Dessa forma, as ações realizadas permanentemente pela instituição – passeios, excursões, oficinas, bate-papos e atividades online – buscam desenvolver processos voltados ao contato com o outro, o respeito à diversidade e pelos territórios, colaborando, assim, para a consolidação de cadeias econômicas éticas e sustentáveis no setor.

Conheça alguns destaques da programação do Sesc São Paulo na área de Turismo Social, em dezembro:

14 BIS

Pelos caminhos de Oxum, águas do Bixiga

Caminhada pelos cursos d’água e várzeas do bairro do Bixiga, na região central da capital paulista, para reconhecimento de antigos quilombos, espaços de samba, terreiros e hortas. Com Romilda Almeida Correia, Fernando Penteado, Egbome Jennifer de Xangô e Michel Françoso, moradores da região.

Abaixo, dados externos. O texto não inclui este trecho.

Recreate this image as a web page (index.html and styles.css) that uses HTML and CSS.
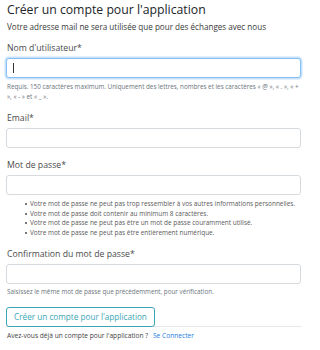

Dia 9/12. Sábado, das 10h às 15h. GRÁTIS.

CARMO

Conhecendo o território: Capela dos Aflitos

Visita à Capela Nossa Senhora dos Aflitos, cuja trajetória demarca uma história ancestral negra e indígena no Centro de São Paulo, além de uma performance da Tapijás Cia. de Teatro sobre a história de Chaguinhas, importante personagem local. Após a visita, bate-papo sobre o bairro da Liberdade, Cemitério dos Aflitos e a história negra e indígena da região

Dia 5/12. Terça, das 14h30 às 16h. GRÁTIS.

GUARULHOS

Revelando Guarulhos – Lugares de memórias pretas na cidade

Conheça espaços de Guarulhos que possuem memórias da presença preta na cidade. O objetivo do passeio é possibilitar que os participantes enxerguem os locais visitados sob outra perspectiva histórica e reflitam sobre o apagamento das memórias das pessoas pretas que construíram a cidade.

Dia 10/12. Domingo, das 9h às 13h. GRÁTIS.